After denying this option they said a room was available. We all on and there is no desk, closet or counter space. The room was basically a bed and barely painted walls. We called Marriott and they wouldn’t do anything to accommodate…even rebook us in a different Marriott hotel.
Never received a can again from Marriott about the issue even though I pressed it for several years.
We still stay at Marriott properties if necessary, but I’ll never forget.
Already sh1tcanned Marriott after having ben Titanium Elite for years. There no longer are “Loyalty Programs”. When you remain loyal to them, they show no appreciation for said loyalty. Doubling or tripling points for free stays, eliminating benefits, cincing on lounge offerings. Nope. Call me a Hotels.com guy now.
The last two rooms I have booked at Marriott properties, I have booked thru 3rd party websites? Why? The rates have been so much lower. I spoke with Mariott Bonvoy reps about this. Apparently their lowest price guarantee thru their website is not really much of a guarantee.
I have found it doesnt pay to be loyal to Marriott because they are a bunch of empty promises.

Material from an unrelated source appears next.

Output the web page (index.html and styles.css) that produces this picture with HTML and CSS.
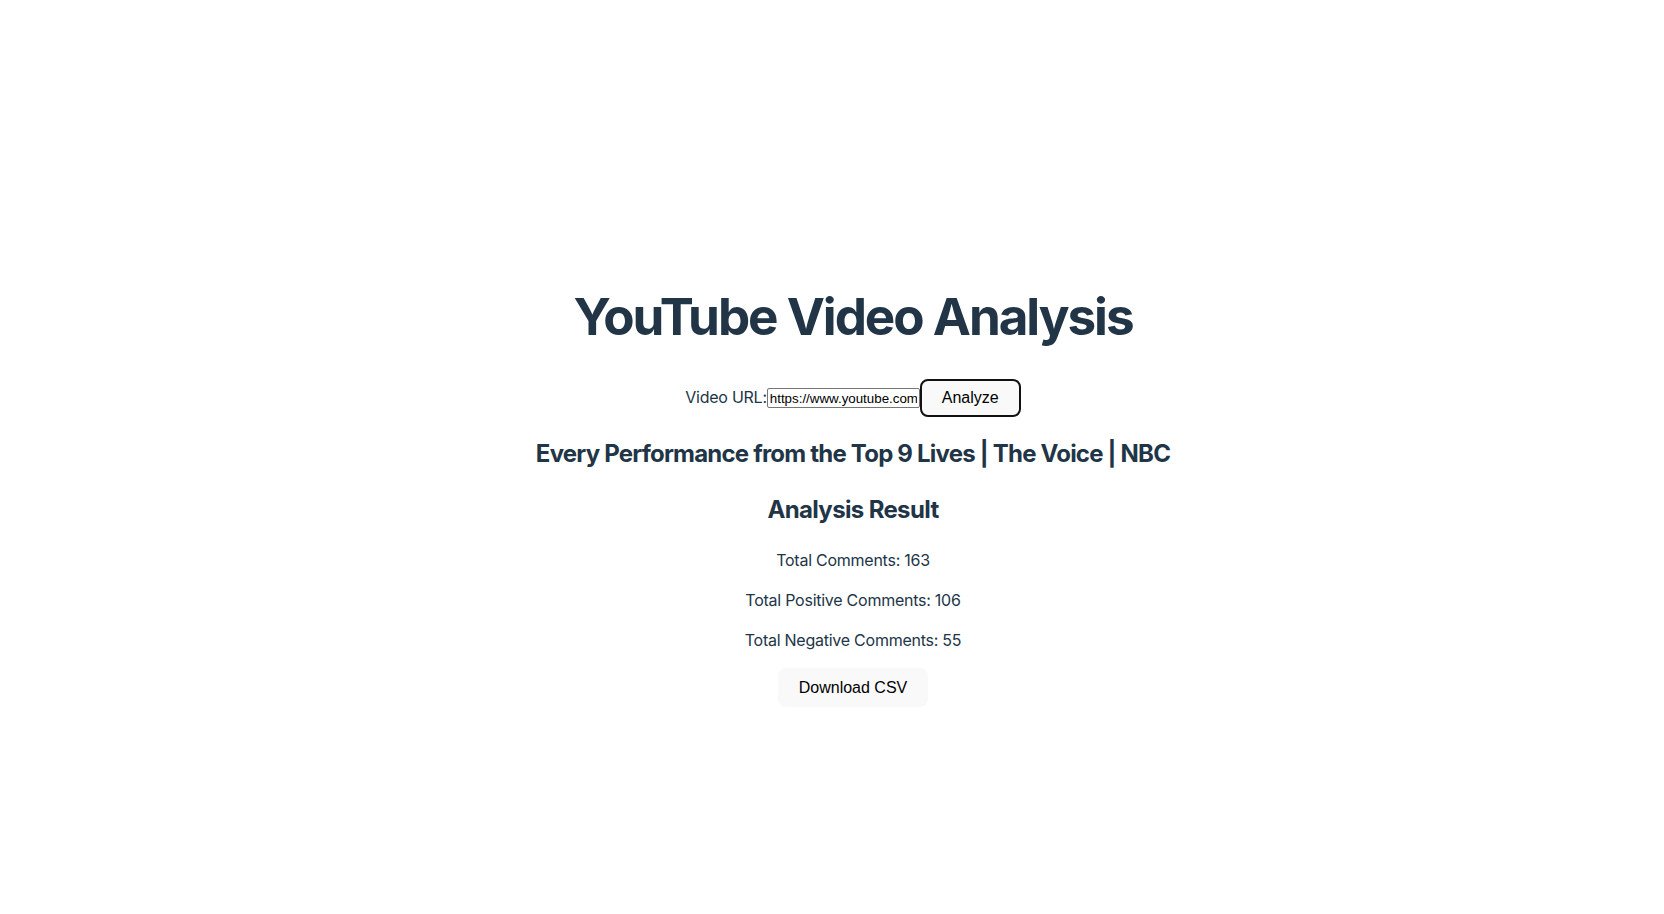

I’m sorry to hear about this. I have been a Marriott Bonvoy member for years and have received excellent customer service. I’m Titanium Elite and becoming Ambassador this year. At smaller hotels, they struggle but they always provide the points or welcome item and upgrade when they can. I have used pints twice this year and both times received outstanding customer service being treated like a VIP.
i am marriott titanium for over 10 years.I travel all arround Latam and i always stay in marriott hotels ,they are awsome to give all the benefis .In USA the service ,and the options are not the same .USA hotels are in decadence ,they charge too much for nothing .
You join this type of program for out of the USA stay because USA hotels are getting worse every year and who has the energy to keep fighting for those benefits if they just make all kind of excuses not to provide
You traded a nicer room in exchange for an acceptable room affording you a very generous late check-out. Get over yourself.